* BEGIN Given data *
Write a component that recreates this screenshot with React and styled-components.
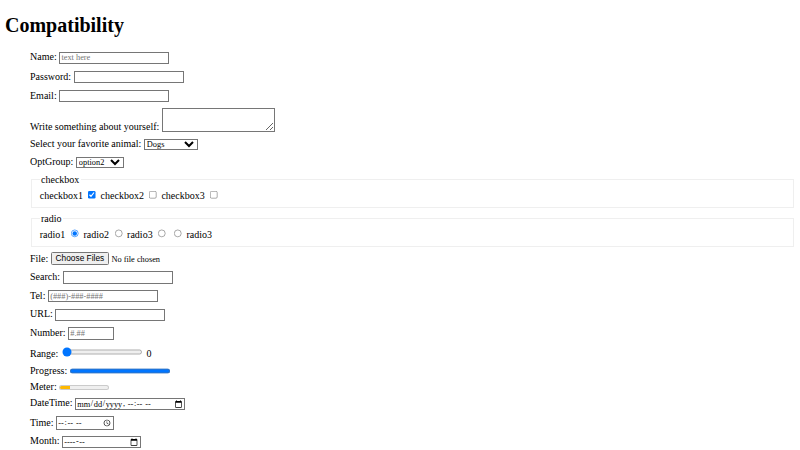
import React from "react";
import styled, { createGlobalStyle } from "styled-components";

const Global = createGlobalStyle`
  html { zoom: 0.625; }
  body { font-family: "Liberation Serif", "Times New Roman", serif; }
  input, select, textarea {
    font-family: "Liberation Serif", "Times New Roman", serif;
  }
  input::file-selector-button {
    font-family: "Liberation Sans", Arial, sans-serif;
  }
`;

const Title = styled.h1`
  font-family: "Liberation Serif", "Times New Roman", serif;
  font-size: 2em;
  font-weight: bold;
  margin: 15px 0 22.5px;
`;

const Form = styled.form`
  margin: 0 0 0 40px;
`;

const Row = styled.div`
  margin-bottom: ${(p) => p.$gap ?? 9.6}px;
`;

const Group = styled.fieldset`
  margin: 0 2px 8px;
`;

const Field = styled.input`
  box-sizing: border-box;
  width: ${(p) => p.$w || 176}px;
`;

const Area = styled.textarea`
  box-sizing: border-box;
  width: 181px;
  height: 37px;
  vertical-align: -2px;
`;

const Picker = styled.select`
  box-sizing: border-box;
  width: ${(p) => p.$w}px;
`;

const Option = ({ children, ...p }) => <option {...p}>{children}</option>;

export default function App() {
  return (
    <>
      <Global />
      <Title>Compatibility</Title>
      <Form onSubmit={(e) => e.preventDefault()}>
        <Row $gap={10.5}>
          Name: <Field type="text" placeholder="text here" />
        </Row>
        <Row $gap={10.5}>
          Password: <Field type="password" />
        </Row>
        <Row>
          Email: <Field type="email" />
        </Row>
        <Row>
          Write something about yourself: <Area />
        </Row>
        <Row>
          Select your favorite animal:{" "}
          <Picker $w={86} defaultValue="Dogs">
            <Option>Dogs</Option>
            <Option>Cats</Option>
            <Option>Hamsters</Option>
          </Picker>
        </Row>
        <Row>
          OptGroup:{" "}
          <Picker $w={77} defaultValue="option2">
            <optgroup label="Group 1">
              <Option>option1</Option>
              <Option>option2</Option>
            </optgroup>
            <optgroup label="Group 2">
              <Option>option3</Option>
            </optgroup>
          </Picker>
        </Row>
        <Group>
          <legend>checkbox</legend>
          checkbox1 <input type="checkbox" defaultChecked /> checkbox2{" "}
          <input type="checkbox" /> checkbox3 <input type="checkbox" />
        </Group>
        <Group>
          <legend>radio</legend>
          radio1 <input type="radio" name="r" defaultChecked /> radio2{" "}
          <input type="radio" name="r" /> radio3 <input type="radio" name="r" />{" "}
          <input type="radio" name="r" /> radio3
        </Group>
        <Row>
          File: <input type="file" multiple />
        </Row>
        <Row>
          Search: <Field type="search" />
        </Row>
        <Row>
          Tel: <Field type="tel" placeholder="(###)-###-####" />
        </Row>
        <Row>
          URL: <Field type="url" />
        </Row>
        <Row>
          Number: <Field $w={74} type="number" placeholder="#.##" min="0" max="10" step="0.01" />
        </Row>
        <Row>
          Range: <input type="range" min="0" max="100" defaultValue="0" /> 0
        </Row>
        <Row $gap={8.5}>
          Progress: <progress value="100" max="100" />
        </Row>
        <Row $gap={8.5}>
          Meter:{" "}
          <meter value="0.2" min="0" max="1" low="0.25" high="0.75" optimum="0.5" />
        </Row>
        <Row $gap={8.5}>
          DateTime: <Field type="datetime-local" />
        </Row>
        <Row $gap={8.5}>
          Time: <Field $w={93} type="time" />
        </Row>
        <Row $gap={0}>
          Month: <Field $w={126} type="month" />
        </Row>
      </Form>
    </>
  );
}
* END Given data *
## Set task
Skip every picture and transcribe the data above exactly.

## Solved exercise
Write a component that recreates this screenshot with React and styled-components.
import React from "react";
import styled, { createGlobalStyle } from "styled-components";

const Global = createGlobalStyle`
  html { zoom: 0.625; }
  body { font-family: "Liberation Serif", "Times New Roman", serif; }
  input, select, textarea {
    font-family: "Liberation Serif", "Times New Roman", serif;
  }
  input::file-selector-button {
    font-family: "Liberation Sans", Arial, sans-serif;
  }
`;

const Title = styled.h1`
  font-family: "Liberation Serif", "Times New Roman", serif;
  font-size: 2em;
  font-weight: bold;
  margin: 15px 0 22.5px;
`;

const Form = styled.form`
  margin: 0 0 0 40px;
`;

const Row = styled.div`
  margin-bottom: ${(p) => p.$gap ?? 9.6}px;
`;

const Group = styled.fieldset`
  margin: 0 2px 8px;
`;

const Field = styled.input`
  box-sizing: border-box;
  width: ${(p) => p.$w || 176}px;
`;

const Area = styled.textarea`
  box-sizing: border-box;
  width: 181px;
  height: 37px;
  vertical-align: -2px;
`;

const Picker = styled.select`
  box-sizing: border-box;
  width: ${(p) => p.$w}px;
`;

const Option = ({ children, ...p }) => <option {...p}>{children}</option>;

export default function App() {
  return (
    <>
      <Global />
      <Title>Compatibility</Title>
      <Form onSubmit={(e) => e.preventDefault()}>
        <Row $gap={10.5}>
          Name: <Field type="text" placeholder="text here" />
        </Row>
        <Row $gap={10.5}>
          Password: <Field type="password" />
        </Row>
        <Row>
          Email: <Field type="email" />
        </Row>
        <Row>
          Write something about yourself: <Area />
        </Row>
        <Row>
          Select your favorite animal:{" "}
          <Picker $w={86} defaultValue="Dogs">
            <Option>Dogs</Option>
            <Option>Cats</Option>
            <Option>Hamsters</Option>
          </Picker>
        </Row>
        <Row>
          OptGroup:{" "}
          <Picker $w={77} defaultValue="option2">
            <optgroup label="Group 1">
              <Option>option1</Option>
              <Option>option2</Option>
            </optgroup>
            <optgroup label="Group 2">
              <Option>option3</Option>
            </optgroup>
          </Picker>
        </Row>
        <Group>
          <legend>checkbox</legend>
          checkbox1 <input type="checkbox" defaultChecked /> checkbox2{" "}
          <input type="checkbox" /> checkbox3 <input type="checkbox" />
        </Group>
        <Group>
          <legend>radio</legend>
          radio1 <input type="radio" name="r" defaultChecked /> radio2{" "}
          <input type="radio" name="r" /> radio3 <input type="radio" name="r" />{" "}
          <input type="radio" name="r" /> radio3
        </Group>
        <Row>
          File: <input type="file" multiple />
        </Row>
        <Row>
          Search: <Field type="search" />
        </Row>
        <Row>
          Tel: <Field type="tel" placeholder="(###)-###-####" />
        </Row>
        <Row>
          URL: <Field type="url" />
        </Row>
        <Row>
          Number: <Field $w={74} type="number" placeholder="#.##" min="0" max="10" step="0.01" />
        </Row>
        <Row>
          Range: <input type="range" min="0" max="100" defaultValue="0" /> 0
        </Row>
        <Row $gap={8.5}>
          Progress: <progress value="100" max="100" />
        </Row>
        <Row $gap={8.5}>
          Meter:{" "}
          <meter value="0.2" min="0" max="1" low="0.25" high="0.75" optimum="0.5" />
        </Row>
        <Row $gap={8.5}>
          DateTime: <Field type="datetime-local" />
        </Row>
        <Row $gap={8.5}>
          Time: <Field $w={93} type="time" />
        </Row>
        <Row $gap={0}>
          Month: <Field $w={126} type="month" />
        </Row>
      </Form>
    </>
  );
}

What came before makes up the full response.